▶ [DATA SHOWN]:
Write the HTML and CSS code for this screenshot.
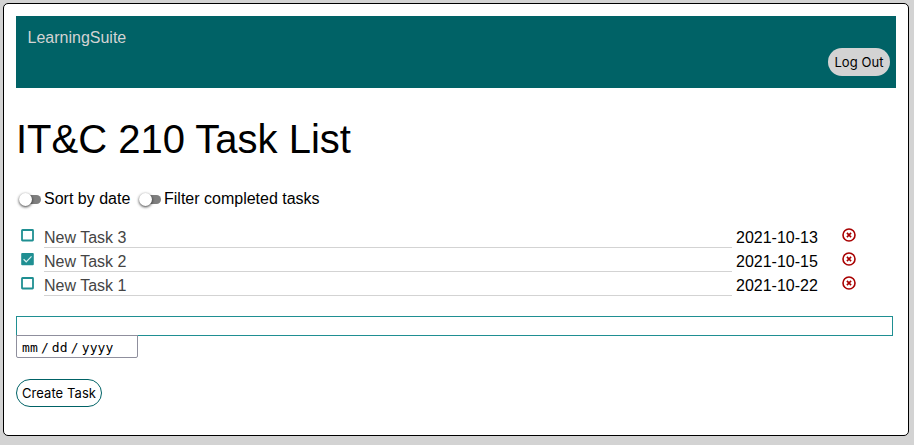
FILE: index.html
```html
<!DOCTYPE html>
<html lang="en">
<head>
<meta charset="utf-8">
<title>IT&amp;C 210 Task List</title>
<link rel="stylesheet" href="styles.css">
</head>
<body>
<main class="card">
  <header class="topbar">
    <a class="brand">LearningSuite</a>
    <button class="logout">Log Out</button>
  </header>
  <h1>IT&amp;C 210 Task List</h1>
  <div class="filters">
    <span class="toggle"></span><span class="sort-label">Sort by date</span>
    <span class="toggle"></span><span>Filter completed tasks</span>
  </div>
  <ul class="tasks">
    <li class="task">
      <svg class="check" viewBox="0 0 14 14"><rect x="2" y="2" width="11" height="10.5" rx=".5" fill="none" stroke="#1f8f92" stroke-width="1.8"/></svg>
      <span class="name">New Task 3</span><span class="date">2021-10-13</span>
      <svg class="remove" viewBox="0 0 14 14"><circle cx="7" cy="7" r="6"/><path d="M4.9 4.9l4.2 4.2M9.1 4.9l-4.2 4.2"/></svg>
    </li>
    <li class="task">
      <svg class="check" viewBox="0 0 14 14"><rect x="1.2" y="1" width="12.6" height="12.2" rx="1" fill="#1f8f92"/><path d="M3.6 7.3l2.6 2.5 5.3-5.4" fill="none" stroke="#d5eeee" stroke-width="1.2"/></svg>
      <span class="name">New Task 2</span><span class="date">2021-10-15</span>
      <svg class="remove" viewBox="0 0 14 14"><circle cx="7" cy="7" r="6"/><path d="M4.9 4.9l4.2 4.2M9.1 4.9l-4.2 4.2"/></svg>
    </li>
    <li class="task">
      <svg class="check" viewBox="0 0 14 14"><rect x="2" y="2" width="11" height="10.5" rx=".5" fill="none" stroke="#1f8f92" stroke-width="1.8"/></svg>
      <span class="name">New Task 1</span><span class="date">2021-10-22</span>
      <svg class="remove" viewBox="0 0 14 14"><circle cx="7" cy="7" r="6"/><path d="M4.9 4.9l4.2 4.2M9.1 4.9l-4.2 4.2"/></svg>
    </li>
  </ul>
  <form class="new-task">
    <input class="title-input" type="text">
    <div class="date-input"><span>mm</span><i>/</i><span>dd</span><i>/</i><span>yyyy</span></div>
    <button class="create" type="button">Create Task</button>
  </form>
</main>
</body>
</html>
```
FILE: styles.css
```css
* { box-sizing: border-box; }
body {
  margin: 0;
  padding: 3px 5px 0 3px;
  background: #d3d3d3;
  font: 16px/18px "Liberation Sans", Arial, sans-serif;
  color: #000;
}
.card {
  height: 433px;
  padding: 12px;
  border: 1px solid #000;
  border-radius: 5px;
  background: #fff;
}
.topbar {
  display: flex;
  justify-content: space-between;
  width: 880px;
  height: 72px;
  padding: 13px 6px 12px 11.5px;
  background: #006266;
}
.brand { color: #d3d3d3; }
button {
  height: 28px;
  padding: 0;
  border-radius: 14px;
  font: 13px Inter, sans-serif;
  letter-spacing: .08px;
  color: #000;
}
.logout {
  align-self: flex-end;
  width: 62px;
  border: 0;
  background: #d3d3d3;
}
h1 {
  margin: 27px 0 0;
  font-size: 40px;
  font-weight: 400;
  line-height: 48px;
}
.filters {
  display: flex;
  align-items: center;
  height: 18px;
  margin-top: 27px;
  padding-left: 3px;
}
.toggle {
  display: flex;
  align-items: center;
  flex: none;
  width: 25px;
  height: 14px;
}
.toggle::before {
  content: "";
  z-index: 1;
  width: 13px;
  height: 13px;
  border-radius: 50%;
  background: #fff;
  box-shadow: 0 1px 3px rgba(0, 0, 0, .8);
}
.toggle::after {
  content: "";
  width: 15px;
  height: 9px;
  margin-left: -6px;
  border-radius: 5px;
  background: #7f7f7f;
}
.sort-label { width: 95px; white-space: nowrap; }
.tasks {
  list-style: none;
  margin: 16px 0 0;
  padding: 0;
}
.task {
  display: grid;
  grid-template-columns: 28px 688px 4px 105.5px 14px;
  height: 24px;
}
.check { width: 14px; height: 14px; margin: 4px 0 0 4px; }
.name {
  height: 24px;
  padding-top: 5px;
  border-bottom: 1px solid #d3d3d3;
  color: #444;
}
.date { grid-column: 4; padding-top: 5px; }
.remove {
  width: 14px;
  height: 14px;
  margin-top: 4px;
  fill: none;
  stroke: #a80000;
  stroke-width: 1.6;
}
.new-task { margin-top: 20px; }
.title-input {
  display: block;
  width: 877px;
  height: 20px;
  border: 1px solid #1f8f92;
  background: #fff;
}
.date-input {
  display: flex;
  position: relative;
  width: 122px;
  height: 23px;
  margin-top: -1px;
  padding-left: 5px;
  border: 1px solid #8f8f9d;
  border-radius: 0 0 2px 2px;
  background: #fff;
  font: 13px/23px "DejaVu Sans Mono", monospace;
  letter-spacing: .1px;
}
.date-input i { width: 14px; font-style: normal; text-align: center; }
.create {
  display: block;
  width: 86px;
  margin-top: 21px;
  border: 1px solid #006266;
  background: #fff;
}
```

▶ [TO DO]:
Transcribe the full listing above exactly as it stands, minus the pictures.

▶ [WRITTEN REPLY]:
Write the HTML and CSS code for this screenshot.
FILE: index.html
```html
<!DOCTYPE html>
<html lang="en">
<head>
<meta charset="utf-8">
<title>IT&amp;C 210 Task List</title>
<link rel="stylesheet" href="styles.css">
</head>
<body>
<main class="card">
  <header class="topbar">
    <a class="brand">LearningSuite</a>
    <button class="logout">Log Out</button>
  </header>
  <h1>IT&amp;C 210 Task List</h1>
  <div class="filters">
    <span class="toggle"></span><span class="sort-label">Sort by date</span>
    <span class="toggle"></span><span>Filter completed tasks</span>
  </div>
  <ul class="tasks">
    <li class="task">
      <svg class="check" viewBox="0 0 14 14"><rect x="2" y="2" width="11" height="10.5" rx=".5" fill="none" stroke="#1f8f92" stroke-width="1.8"/></svg>
      <span class="name">New Task 3</span><span class="date">2021-10-13</span>
      <svg class="remove" viewBox="0 0 14 14"><circle cx="7" cy="7" r="6"/><path d="M4.9 4.9l4.2 4.2M9.1 4.9l-4.2 4.2"/></svg>
    </li>
    <li class="task">
      <svg class="check" viewBox="0 0 14 14"><rect x="1.2" y="1" width="12.6" height="12.2" rx="1" fill="#1f8f92"/><path d="M3.6 7.3l2.6 2.5 5.3-5.4" fill="none" stroke="#d5eeee" stroke-width="1.2"/></svg>
      <span class="name">New Task 2</span><span class="date">2021-10-15</span>
      <svg class="remove" viewBox="0 0 14 14"><circle cx="7" cy="7" r="6"/><path d="M4.9 4.9l4.2 4.2M9.1 4.9l-4.2 4.2"/></svg>
    </li>
    <li class="task">
      <svg class="check" viewBox="0 0 14 14"><rect x="2" y="2" width="11" height="10.5" rx=".5" fill="none" stroke="#1f8f92" stroke-width="1.8"/></svg>
      <span class="name">New Task 1</span><span class="date">2021-10-22</span>
      <svg class="remove" viewBox="0 0 14 14"><circle cx="7" cy="7" r="6"/><path d="M4.9 4.9l4.2 4.2M9.1 4.9l-4.2 4.2"/></svg>
    </li>
  </ul>
  <form class="new-task">
    <input class="title-input" type="text">
    <div class="date-input"><span>mm</span><i>/</i><span>dd</span><i>/</i><span>yyyy</span></div>
    <button class="create" type="button">Create Task</button>
  </form>
</main>
</body>
</html>
```
FILE: styles.css
```css
* { box-sizing: border-box; }
body {
  margin: 0;
  padding: 3px 5px 0 3px;
  background: #d3d3d3;
  font: 16px/18px "Liberation Sans", Arial, sans-serif;
  color: #000;
}
.card {
  height: 433px;
  padding: 12px;
  border: 1px solid #000;
  border-radius: 5px;
  background: #fff;
}
.topbar {
  display: flex;
  justify-content: space-between;
  width: 880px;
  height: 72px;
  padding: 13px 6px 12px 11.5px;
  background: #006266;
}
.brand { color: #d3d3d3; }
button {
  height: 28px;
  padding: 0;
  border-radius: 14px;
  font: 13px Inter, sans-serif;
  letter-spacing: .08px;
  color: #000;
}
.logout {
  align-self: flex-end;
  width: 62px;
  border: 0;
  background: #d3d3d3;
}
h1 {
  margin: 27px 0 0;
  font-size: 40px;
  font-weight: 400;
  line-height: 48px;
}
.filters {
  display: flex;
  align-items: center;
  height: 18px;
  margin-top: 27px;
  padding-left: 3px;
}
.toggle {
  display: flex;
  align-items: center;
  flex: none;
  width: 25px;
  height: 14px;
}
.toggle::before {
  content: "";
  z-index: 1;
  width: 13px;
  height: 13px;
  border-radius: 50%;
  background: #fff;
  box-shadow: 0 1px 3px rgba(0, 0, 0, .8);
}
.toggle::after {
  content: "";
  width: 15px;
  height: 9px;
  margin-left: -6px;
  border-radius: 5px;
  background: #7f7f7f;
}
.sort-label { width: 95px; white-space: nowrap; }
.tasks {
  list-style: none;
  margin: 16px 0 0;
  padding: 0;
}
.task {
  display: grid;
  grid-template-columns: 28px 688px 4px 105.5px 14px;
  height: 24px;
}
.check { width: 14px; height: 14px; margin: 4px 0 0 4px; }
.name {
  height: 24px;
  padding-top: 5px;
  border-bottom: 1px solid #d3d3d3;
  color: #444;
}
.date { grid-column: 4; padding-top: 5px; }
.remove {
  width: 14px;
  height: 14px;
  margin-top: 4px;
  fill: none;
  stroke: #a80000;
  stroke-width: 1.6;
}
.new-task { margin-top: 20px; }
.title-input {
  display: block;
  width: 877px;
  height: 20px;
  border: 1px solid #1f8f92;
  background: #fff;
}
.date-input {
  display: flex;
  position: relative;
  width: 122px;
  height: 23px;
  margin-top: -1px;
  padding-left: 5px;
  border: 1px solid #8f8f9d;
  border-radius: 0 0 2px 2px;
  background: #fff;
  font: 13px/23px "DejaVu Sans Mono", monospace;
  letter-spacing: .1px;
}
.date-input i { width: 14px; font-style: normal; text-align: center; }
.create {
  display: block;
  width: 86px;
  margin-top: 21px;
  border: 1px solid #006266;
  background: #fff;
}
```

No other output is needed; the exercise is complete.